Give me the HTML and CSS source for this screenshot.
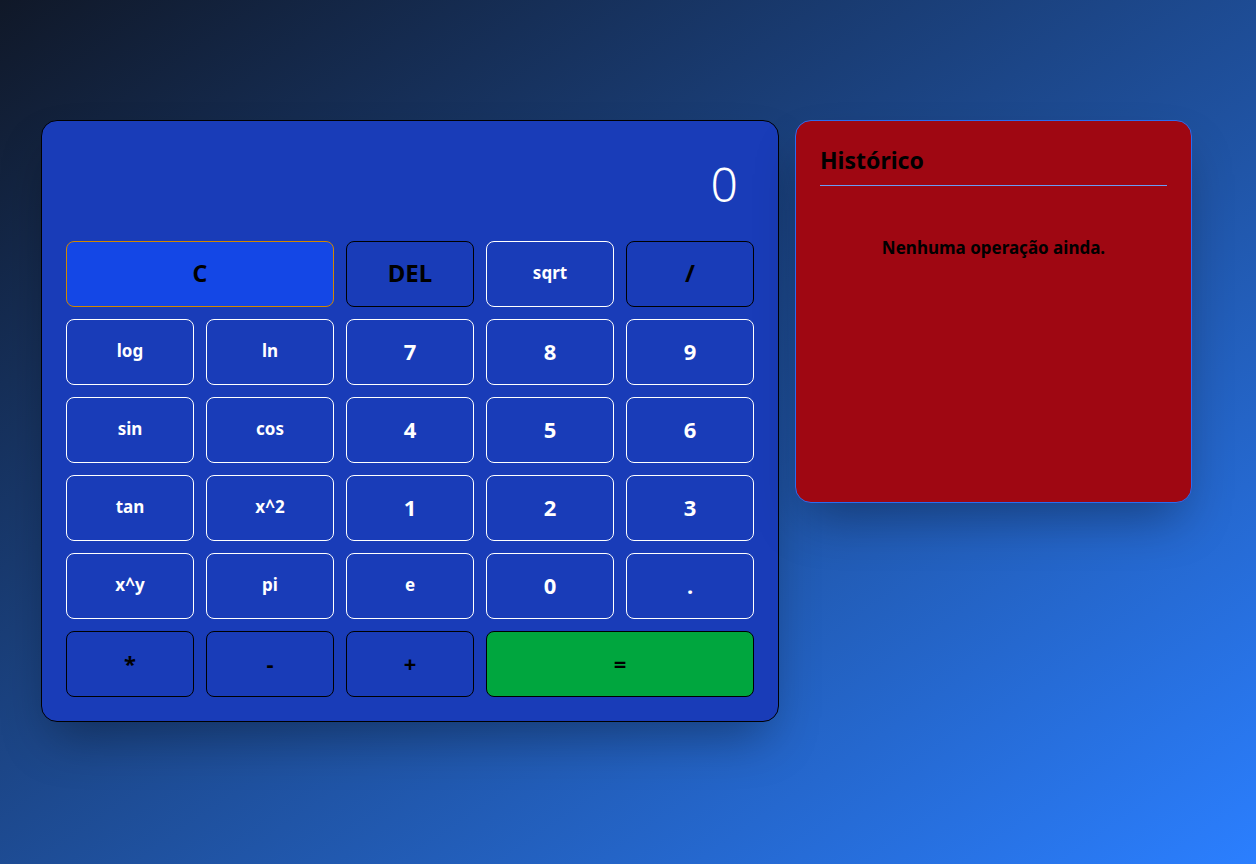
FILE: index.html
```html
<!DOCTYPE html>
<html lang="pt">
<head>
<meta charset="utf-8">
<title>Calculadora</title>
<link rel="stylesheet" href="styles.css">
</head>
<body>
<main class="page">
  <section class="calc">
    <div class="display">0</div>
    <div class="keys">
      <button class="key key-clear wide">C</button>
      <button class="key key-op big">DEL</button>
      <button class="key key-fn">sqrt</button>
      <button class="key key-op big">/</button>

      <button class="key key-fn">log</button>
      <button class="key key-fn">ln</button>
      <button class="key key-num">7</button>
      <button class="key key-num">8</button>
      <button class="key key-num">9</button>

      <button class="key key-fn">sin</button>
      <button class="key key-fn">cos</button>
      <button class="key key-num">4</button>
      <button class="key key-num">5</button>
      <button class="key key-num">6</button>

      <button class="key key-fn">tan</button>
      <button class="key key-fn">x^2</button>
      <button class="key key-num">1</button>
      <button class="key key-num">2</button>
      <button class="key key-num">3</button>

      <button class="key key-fn">x^y</button>
      <button class="key key-fn">pi</button>
      <button class="key key-fn">e</button>
      <button class="key key-num">0</button>
      <button class="key key-num">.</button>

      <button class="key key-op">*</button>
      <button class="key key-op">-</button>
      <button class="key key-op">+</button>
      <button class="key key-eq wide">=</button>
    </div>
  </section>
  <aside class="history">
    <h2 class="history-title">Histórico</h2>
    <p class="history-empty">Nenhuma operação ainda.</p>
  </aside>
</main>
</body>
</html>
```

FILE: styles.css
```css
* { box-sizing: border-box; }
html, body { margin: 0; height: 100%; }
body {
  font-family: "Noto Sans", "Open Sans", sans-serif;
  background: linear-gradient(to bottom right, #101828, #2b7fff);
  overflow: hidden;
}
.page {
  display: flex;
  align-items: flex-start;
  gap: 16px;
  padding: 120px 0 0 41px;
}
.calc {
  width: 738px;
  background: #193cb8;
  border: 1px solid #000;
  border-radius: 16px;
  padding: 24px;
  box-shadow: 0 25px 50px -12px rgba(0, 0, 0, 0.35);
}
.display {
  height: 80px;
  padding: 16px;
  margin-bottom: 16px;
  text-align: right;
  color: #fff;
  font-size: 48px;
  line-height: 46px;
  font-weight: 300;
}
.keys {
  display: grid;
  grid-template-columns: repeat(5, 128px);
  grid-auto-rows: 66px;
  gap: 12px;
}
.key {
  font-family: inherit;
  background: transparent;
  border-radius: 8px;
  font-weight: 700;
  padding: 0 0 3px;
  cursor: pointer;
}
.wide { grid-column: span 2; }
.key-fn {
  border: 1px solid #fff;
  color: #fff;
  font-size: 17px;
}
.key-num {
  border: 1px solid #fff;
  color: #fff;
  font-size: 22px;
}
.key-op {
  border: 1px solid #000;
  color: #000;
  font-size: 22px;
}
.key-op.big { font-size: 24px; }
.key-clear {
  background: #1447e6;
  border: 1px solid #d08700;
  color: #000;
  font-size: 23px;
}
.key-eq {
  background: #00a63e;
  border: 1px solid #000;
  color: #000;
  font-size: 22px;
}
.history {
  width: 397px;
  height: 383px;
  background: #9f0712;
  border: 1px solid #2b6cf0;
  border-radius: 16px;
  padding: 24px;
  box-shadow: 0 25px 50px -12px rgba(0, 0, 0, 0.35);
}
.history-title {
  margin: 0;
  font-size: 23px;
  line-height: 30px;
  font-weight: 700;
  color: #000;
  padding-bottom: 10px;
  border-bottom: 1px solid #6a9cf5;
}
.history-empty {
  margin: 50px 0 0;
  text-align: center;
  font-size: 17px;
  line-height: 24px;
  font-weight: 700;
  color: #000;
}
```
.....
- EXERCISE
Write out the listing above exactly as it stands, pictures excluded.

- OUTPUT FOR THIS EXERCISE
Give me the HTML and CSS source for this screenshot.
FILE: index.html
```html
<!DOCTYPE html>
<html lang="pt">
<head>
<meta charset="utf-8">
<title>Calculadora</title>
<link rel="stylesheet" href="styles.css">
</head>
<body>
<main class="page">
  <section class="calc">
    <div class="display">0</div>
    <div class="keys">
      <button class="key key-clear wide">C</button>
      <button class="key key-op big">DEL</button>
      <button class="key key-fn">sqrt</button>
      <button class="key key-op big">/</button>

      <button class="key key-fn">log</button>
      <button class="key key-fn">ln</button>
      <button class="key key-num">7</button>
      <button class="key key-num">8</button>
      <button class="key key-num">9</button>

      <button class="key key-fn">sin</button>
      <button class="key key-fn">cos</button>
      <button class="key key-num">4</button>
      <button class="key key-num">5</button>
      <button class="key key-num">6</button>

      <button class="key key-fn">tan</button>
      <button class="key key-fn">x^2</button>
      <button class="key key-num">1</button>
      <button class="key key-num">2</button>
      <button class="key key-num">3</button>

      <button class="key key-fn">x^y</button>
      <button class="key key-fn">pi</button>
      <button class="key key-fn">e</button>
      <button class="key key-num">0</button>
      <button class="key key-num">.</button>

      <button class="key key-op">*</button>
      <button class="key key-op">-</button>
      <button class="key key-op">+</button>
      <button class="key key-eq wide">=</button>
    </div>
  </section>
  <aside class="history">
    <h2 class="history-title">Histórico</h2>
    <p class="history-empty">Nenhuma operação ainda.</p>
  </aside>
</main>
</body>
</html>
```

FILE: styles.css
```css
* { box-sizing: border-box; }
html, body { margin: 0; height: 100%; }
body {
  font-family: "Noto Sans", "Open Sans", sans-serif;
  background: linear-gradient(to bottom right, #101828, #2b7fff);
  overflow: hidden;
}
.page {
  display: flex;
  align-items: flex-start;
  gap: 16px;
  padding: 120px 0 0 41px;
}
.calc {
  width: 738px;
  background: #193cb8;
  border: 1px solid #000;
  border-radius: 16px;
  padding: 24px;
  box-shadow: 0 25px 50px -12px rgba(0, 0, 0, 0.35);
}
.display {
  height: 80px;
  padding: 16px;
  margin-bottom: 16px;
  text-align: right;
  color: #fff;
  font-size: 48px;
  line-height: 46px;
  font-weight: 300;
}
.keys {
  display: grid;
  grid-template-columns: repeat(5, 128px);
  grid-auto-rows: 66px;
  gap: 12px;
}
.key {
  font-family: inherit;
  background: transparent;
  border-radius: 8px;
  font-weight: 700;
  padding: 0 0 3px;
  cursor: pointer;
}
.wide { grid-column: span 2; }
.key-fn {
  border: 1px solid #fff;
  color: #fff;
  font-size: 17px;
}
.key-num {
  border: 1px solid #fff;
  color: #fff;
  font-size: 22px;
}
.key-op {
  border: 1px solid #000;
  color: #000;
  font-size: 22px;
}
.key-op.big { font-size: 24px; }
.key-clear {
  background: #1447e6;
  border: 1px solid #d08700;
  color: #000;
  font-size: 23px;
}
.key-eq {
  background: #00a63e;
  border: 1px solid #000;
  color: #000;
  font-size: 22px;
}
.history {
  width: 397px;
  height: 383px;
  background: #9f0712;
  border: 1px solid #2b6cf0;
  border-radius: 16px;
  padding: 24px;
  box-shadow: 0 25px 50px -12px rgba(0, 0, 0, 0.35);
}
.history-title {
  margin: 0;
  font-size: 23px;
  line-height: 30px;
  font-weight: 700;
  color: #000;
  padding-bottom: 10px;
  border-bottom: 1px solid #6a9cf5;
}
.history-empty {
  margin: 50px 0 0;
  text-align: center;
  font-size: 17px;
  line-height: 24px;
  font-weight: 700;
  color: #000;
}
```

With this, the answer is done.